* Work to do
The data below should be restated word for word, with every picture omitted.

···

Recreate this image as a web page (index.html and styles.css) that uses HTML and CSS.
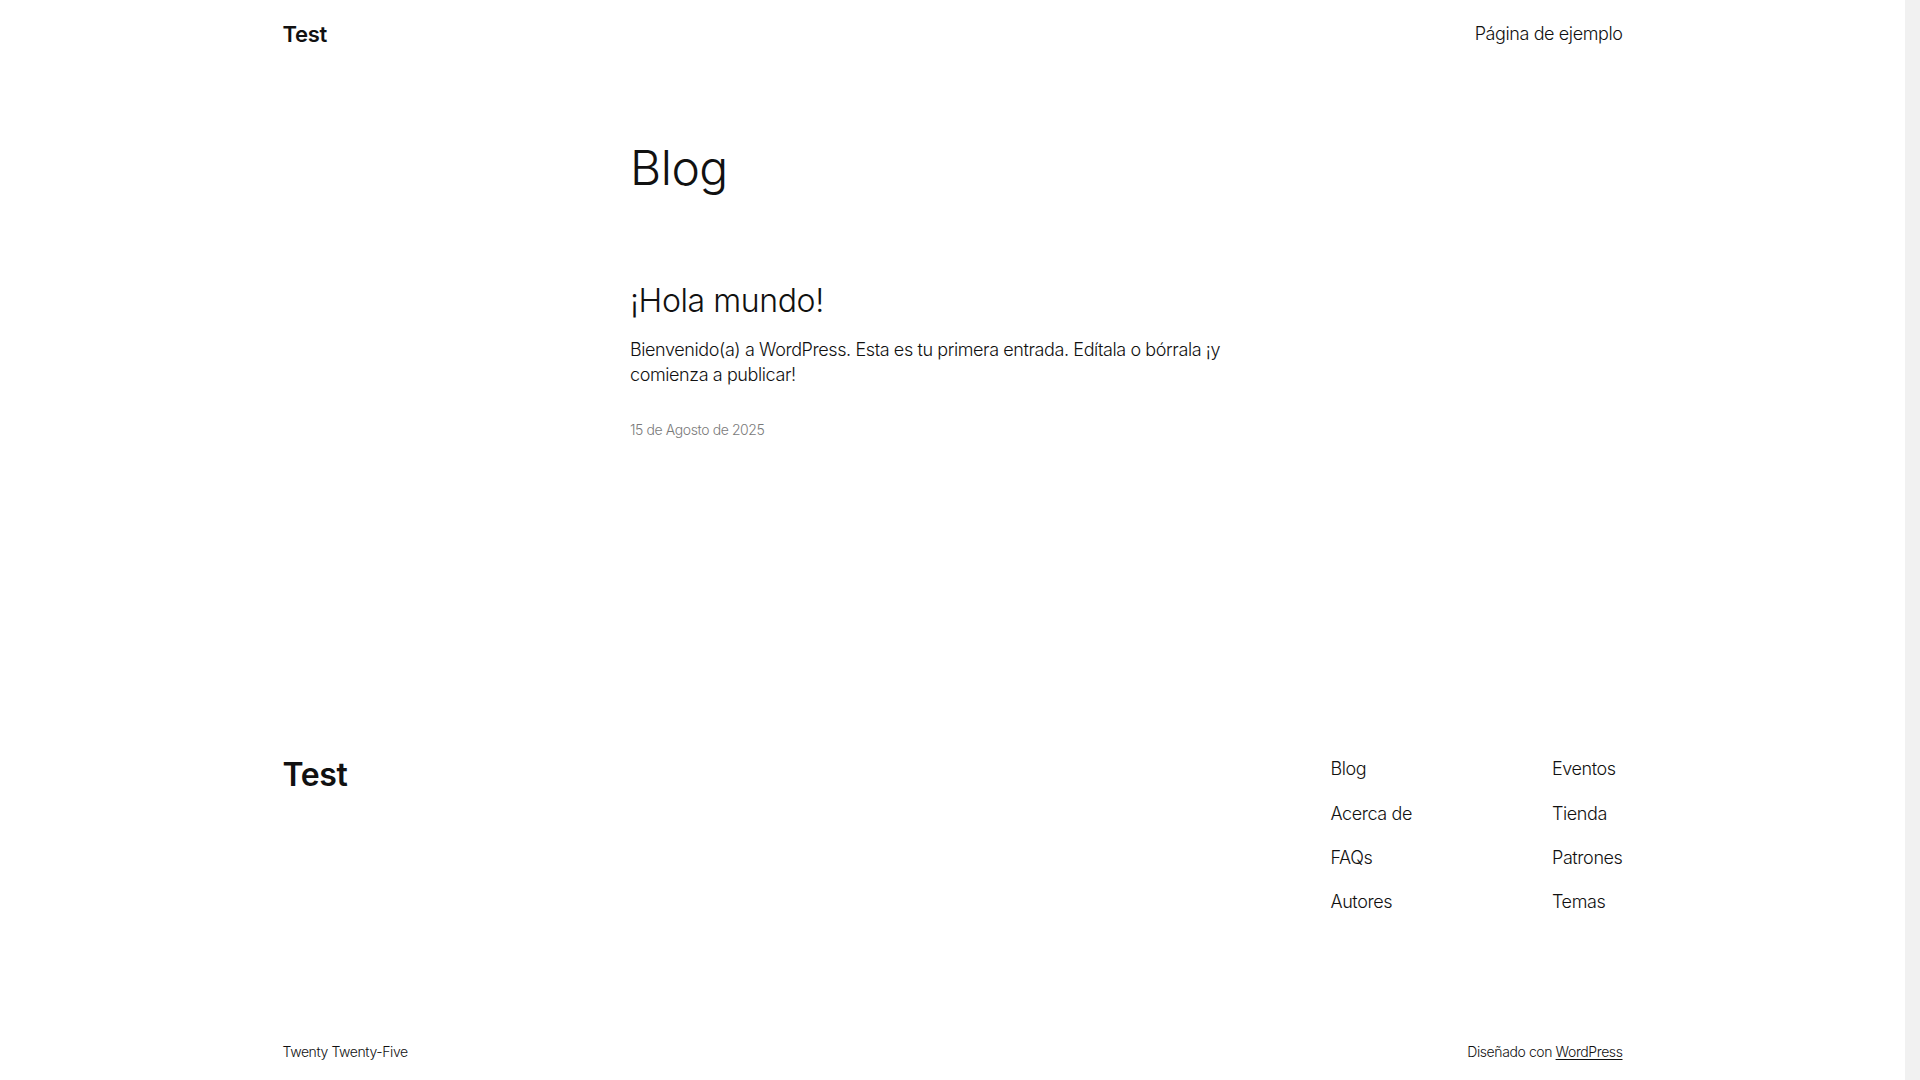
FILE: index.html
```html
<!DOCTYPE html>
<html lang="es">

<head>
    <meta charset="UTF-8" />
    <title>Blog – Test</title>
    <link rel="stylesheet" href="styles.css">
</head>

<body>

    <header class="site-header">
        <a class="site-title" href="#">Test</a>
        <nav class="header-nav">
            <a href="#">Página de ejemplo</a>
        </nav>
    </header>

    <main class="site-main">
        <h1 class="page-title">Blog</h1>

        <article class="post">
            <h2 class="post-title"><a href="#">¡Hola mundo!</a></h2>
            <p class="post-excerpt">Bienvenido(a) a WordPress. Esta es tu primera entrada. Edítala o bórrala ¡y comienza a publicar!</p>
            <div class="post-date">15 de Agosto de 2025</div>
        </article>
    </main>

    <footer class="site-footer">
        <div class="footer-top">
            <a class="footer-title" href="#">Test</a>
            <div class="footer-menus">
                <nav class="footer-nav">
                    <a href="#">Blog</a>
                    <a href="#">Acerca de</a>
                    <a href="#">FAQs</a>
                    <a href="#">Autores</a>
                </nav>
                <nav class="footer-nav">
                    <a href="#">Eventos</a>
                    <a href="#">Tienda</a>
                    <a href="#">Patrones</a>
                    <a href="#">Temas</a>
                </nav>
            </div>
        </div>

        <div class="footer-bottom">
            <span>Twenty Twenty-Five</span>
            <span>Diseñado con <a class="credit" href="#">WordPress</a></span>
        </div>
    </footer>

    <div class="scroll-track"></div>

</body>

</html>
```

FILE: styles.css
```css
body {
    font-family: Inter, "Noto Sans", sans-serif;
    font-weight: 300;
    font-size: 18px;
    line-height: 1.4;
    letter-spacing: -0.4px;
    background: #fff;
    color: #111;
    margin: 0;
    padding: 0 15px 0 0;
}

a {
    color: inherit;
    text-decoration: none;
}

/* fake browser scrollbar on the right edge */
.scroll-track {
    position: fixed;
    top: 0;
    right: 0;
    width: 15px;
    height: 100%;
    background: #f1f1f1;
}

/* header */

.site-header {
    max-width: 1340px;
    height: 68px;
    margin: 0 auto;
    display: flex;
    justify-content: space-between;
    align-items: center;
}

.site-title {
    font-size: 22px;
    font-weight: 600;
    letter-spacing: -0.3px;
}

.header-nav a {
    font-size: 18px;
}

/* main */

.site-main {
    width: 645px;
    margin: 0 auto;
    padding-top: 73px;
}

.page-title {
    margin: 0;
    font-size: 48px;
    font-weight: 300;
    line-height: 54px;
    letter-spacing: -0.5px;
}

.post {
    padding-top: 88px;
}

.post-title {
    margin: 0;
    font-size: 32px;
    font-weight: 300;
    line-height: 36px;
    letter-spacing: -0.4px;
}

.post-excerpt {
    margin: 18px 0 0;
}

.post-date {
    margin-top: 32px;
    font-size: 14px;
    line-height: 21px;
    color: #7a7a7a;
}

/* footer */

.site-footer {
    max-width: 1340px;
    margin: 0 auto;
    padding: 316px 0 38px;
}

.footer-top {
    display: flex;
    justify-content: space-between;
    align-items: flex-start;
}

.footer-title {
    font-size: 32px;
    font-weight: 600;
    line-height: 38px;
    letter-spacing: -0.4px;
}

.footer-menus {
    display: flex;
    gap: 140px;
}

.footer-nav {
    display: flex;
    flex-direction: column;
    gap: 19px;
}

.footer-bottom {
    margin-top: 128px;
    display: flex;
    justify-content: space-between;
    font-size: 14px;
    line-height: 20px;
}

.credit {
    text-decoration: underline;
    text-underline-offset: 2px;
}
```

···

* Solution for this problem
Recreate this image as a web page (index.html and styles.css) that uses HTML and CSS.
FILE: index.html
```html
<!DOCTYPE html>
<html lang="es">

<head>
    <meta charset="UTF-8" />
    <title>Blog – Test</title>
    <link rel="stylesheet" href="styles.css">
</head>

<body>

    <header class="site-header">
        <a class="site-title" href="#">Test</a>
        <nav class="header-nav">
            <a href="#">Página de ejemplo</a>
        </nav>
    </header>

    <main class="site-main">
        <h1 class="page-title">Blog</h1>

        <article class="post">
            <h2 class="post-title"><a href="#">¡Hola mundo!</a></h2>
            <p class="post-excerpt">Bienvenido(a) a WordPress. Esta es tu primera entrada. Edítala o bórrala ¡y comienza a publicar!</p>
            <div class="post-date">15 de Agosto de 2025</div>
        </article>
    </main>

    <footer class="site-footer">
        <div class="footer-top">
            <a class="footer-title" href="#">Test</a>
            <div class="footer-menus">
                <nav class="footer-nav">
                    <a href="#">Blog</a>
                    <a href="#">Acerca de</a>
                    <a href="#">FAQs</a>
                    <a href="#">Autores</a>
                </nav>
                <nav class="footer-nav">
                    <a href="#">Eventos</a>
                    <a href="#">Tienda</a>
                    <a href="#">Patrones</a>
                    <a href="#">Temas</a>
                </nav>
            </div>
        </div>

        <div class="footer-bottom">
            <span>Twenty Twenty-Five</span>
            <span>Diseñado con <a class="credit" href="#">WordPress</a></span>
        </div>
    </footer>

    <div class="scroll-track"></div>

</body>

</html>
```

FILE: styles.css
```css
body {
    font-family: Inter, "Noto Sans", sans-serif;
    font-weight: 300;
    font-size: 18px;
    line-height: 1.4;
    letter-spacing: -0.4px;
    background: #fff;
    color: #111;
    margin: 0;
    padding: 0 15px 0 0;
}

a {
    color: inherit;
    text-decoration: none;
}

/* fake browser scrollbar on the right edge */
.scroll-track {
    position: fixed;
    top: 0;
    right: 0;
    width: 15px;
    height: 100%;
    background: #f1f1f1;
}

/* header */

.site-header {
    max-width: 1340px;
    height: 68px;
    margin: 0 auto;
    display: flex;
    justify-content: space-between;
    align-items: center;
}

.site-title {
    font-size: 22px;
    font-weight: 600;
    letter-spacing: -0.3px;
}

.header-nav a {
    font-size: 18px;
}

/* main */

.site-main {
    width: 645px;
    margin: 0 auto;
    padding-top: 73px;
}

.page-title {
    margin: 0;
    font-size: 48px;
    font-weight: 300;
    line-height: 54px;
    letter-spacing: -0.5px;
}

.post {
    padding-top: 88px;
}

.post-title {
    margin: 0;
    font-size: 32px;
    font-weight: 300;
    line-height: 36px;
    letter-spacing: -0.4px;
}

.post-excerpt {
    margin: 18px 0 0;
}

.post-date {
    margin-top: 32px;
    font-size: 14px;
    line-height: 21px;
    color: #7a7a7a;
}

/* footer */

.site-footer {
    max-width: 1340px;
    margin: 0 auto;
    padding: 316px 0 38px;
}

.footer-top {
    display: flex;
    justify-content: space-between;
    align-items: flex-start;
}

.footer-title {
    font-size: 32px;
    font-weight: 600;
    line-height: 38px;
    letter-spacing: -0.4px;
}

.footer-menus {
    display: flex;
    gap: 140px;
}

.footer-nav {
    display: flex;
    flex-direction: column;
    gap: 19px;
}

.footer-bottom {
    margin-top: 128px;
    display: flex;
    justify-content: space-between;
    font-size: 14px;
    line-height: 20px;
}

.credit {
    text-decoration: underline;
    text-underline-offset: 2px;
}
```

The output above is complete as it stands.